TOS-Actief
- Full name: Ter Overwinning Streven-Actief
- Founded: 18 October 1912; 112 years ago
- Ground: Sportpark Middenmeer
- League: Vierde Klasse (2023–24)
- Website: http://www.tos-actief.nl/
| Home colours | Away colours |

= TOS-Actief =

Dutch football club

TOS-Actief is a Dutch football club based in Amsterdam, North Holland. TOS was founded in 1912 and merged with Actief (which was founded in 1920) in 1939, it now has over 500 members. Marciano Vink was a member of TOS-Actief.

== History ==

=== TOS ===
TOS (Ter Overwinning Streven) was established on 10 October 1912 in the basement of a store on Lange Leidsedwarsstraat by a group of individuals from various parts of Amsterdam. Despite securing a pitch, its location in the outskirts of Amsterdam posed accessibility challenges. TOS could only utilise this pitch on weekends, leading to the need for the members to manually redraw the lines every Friday using lime and bring the goalposts themselves. After a few years, TOS acquired a pitch at Middenweg 89 and became a part of the Amsterdamse Voetbalbond. Competing in the Tweede Divisie, TOS achieved championship victory in 1920. However, following this success, many players opted to transfer to larger clubs.

=== Actief ===
Actief (Active) was established on 6 September 1920, by a group of boys from the Von Zesenstraat. Mr. Dogger, since an honorary member of TOS-actief, took on various roles crucial for the club's operation, including chairman and paymaster. Initially, Actief secured a pitch on a sandy terrain in the Indische Buurt and became part of the Dutch Christian Football Association.
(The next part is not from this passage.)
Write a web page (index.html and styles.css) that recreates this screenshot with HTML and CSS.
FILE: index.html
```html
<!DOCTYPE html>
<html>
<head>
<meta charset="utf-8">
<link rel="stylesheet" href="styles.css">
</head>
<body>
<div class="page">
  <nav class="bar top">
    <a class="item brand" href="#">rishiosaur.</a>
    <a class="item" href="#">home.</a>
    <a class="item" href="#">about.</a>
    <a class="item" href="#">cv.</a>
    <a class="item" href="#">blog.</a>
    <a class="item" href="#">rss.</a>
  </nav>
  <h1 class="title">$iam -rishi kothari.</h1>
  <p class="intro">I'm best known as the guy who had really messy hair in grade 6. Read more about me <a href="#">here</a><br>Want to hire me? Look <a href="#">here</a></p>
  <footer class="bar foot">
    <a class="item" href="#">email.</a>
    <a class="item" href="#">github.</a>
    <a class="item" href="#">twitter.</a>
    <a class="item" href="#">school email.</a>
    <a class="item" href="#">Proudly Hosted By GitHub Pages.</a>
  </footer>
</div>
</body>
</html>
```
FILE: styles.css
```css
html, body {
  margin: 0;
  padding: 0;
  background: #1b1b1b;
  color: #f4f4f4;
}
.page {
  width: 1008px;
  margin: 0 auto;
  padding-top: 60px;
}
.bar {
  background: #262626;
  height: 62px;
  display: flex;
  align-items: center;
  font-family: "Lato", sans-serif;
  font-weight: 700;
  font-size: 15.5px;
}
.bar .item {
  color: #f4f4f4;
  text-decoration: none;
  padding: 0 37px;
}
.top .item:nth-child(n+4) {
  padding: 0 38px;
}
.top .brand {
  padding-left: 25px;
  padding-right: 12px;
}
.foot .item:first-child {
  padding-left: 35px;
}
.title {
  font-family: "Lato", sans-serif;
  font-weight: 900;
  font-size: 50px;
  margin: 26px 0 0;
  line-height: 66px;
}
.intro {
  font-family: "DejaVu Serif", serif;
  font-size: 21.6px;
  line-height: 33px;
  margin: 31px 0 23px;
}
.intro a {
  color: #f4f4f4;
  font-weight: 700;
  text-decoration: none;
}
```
After one season, Actief expanded its presence by joining the Amsterdamse Volks Voetbalbond with two squads. By 1923, Actief further advanced by joining the Amsterdamse Voetbalbond with three professional squads. In a noteworthy achievement, Actief secured the championship in 1938. However, following this success, almost the entire squad, including players from lower squads, departed from Actief.

=== TOS-Actief ===
Due to declining membership in both TOS and Actief, a decision was made to merge in 1939, forming the club TOS-Actief (Ter Overwinning Streven Actief). During World War II, the Germans took control of the terrain. Following the war, the area was in disarray, and the remaining members of TOS-Actief played a crucial role in clearing debris from the pitch and constructing a wooden pavilion. In 1963, they upgraded to a stone pavilion.
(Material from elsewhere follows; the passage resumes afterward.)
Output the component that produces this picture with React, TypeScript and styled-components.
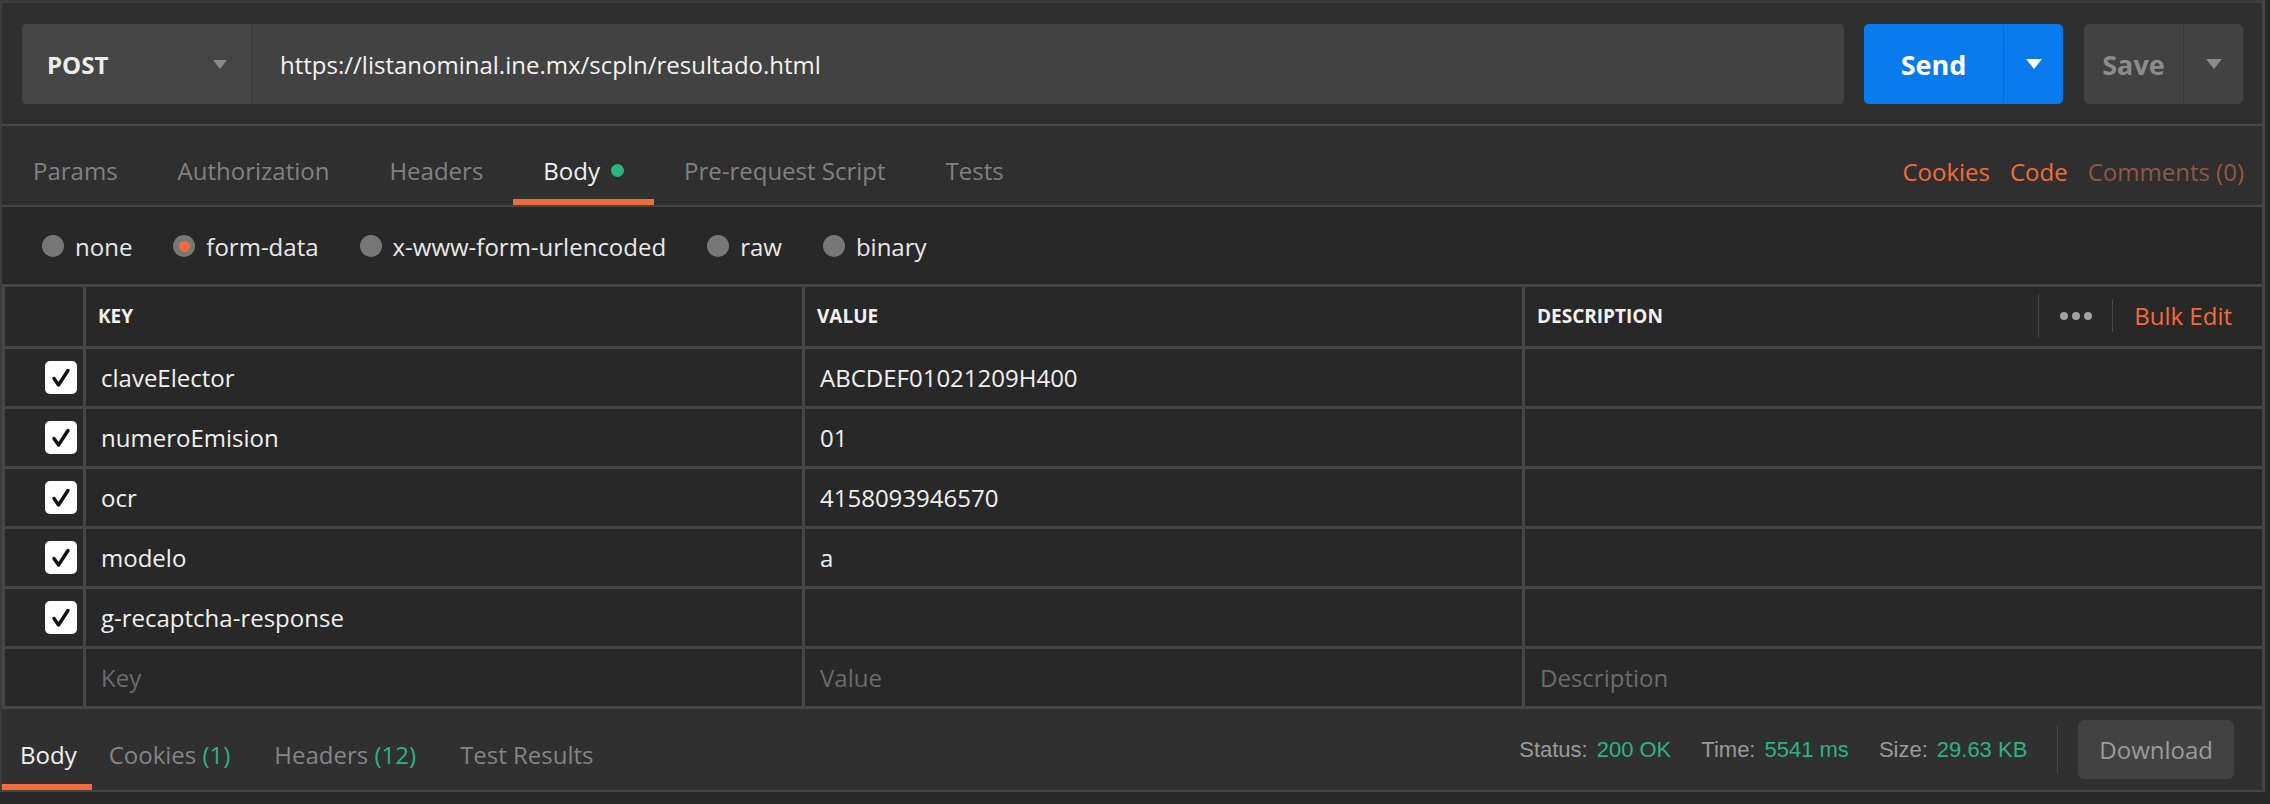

In 1976, Amsterdam planned to construct a highway over the TOS-Actief area, prompting the club to relocate to Sportpark De Toekomst. TOS-Actief enjoyed two decades of football at this location. In 1996, with plans for the Amsterdam Arena and Jong Ajax's housing at Sportpark De Toekomst, TOS-Actief had to relocate once again. The club settled at Radioweg 63 on Sportpark Middenmeer, where it now boasts four pitches.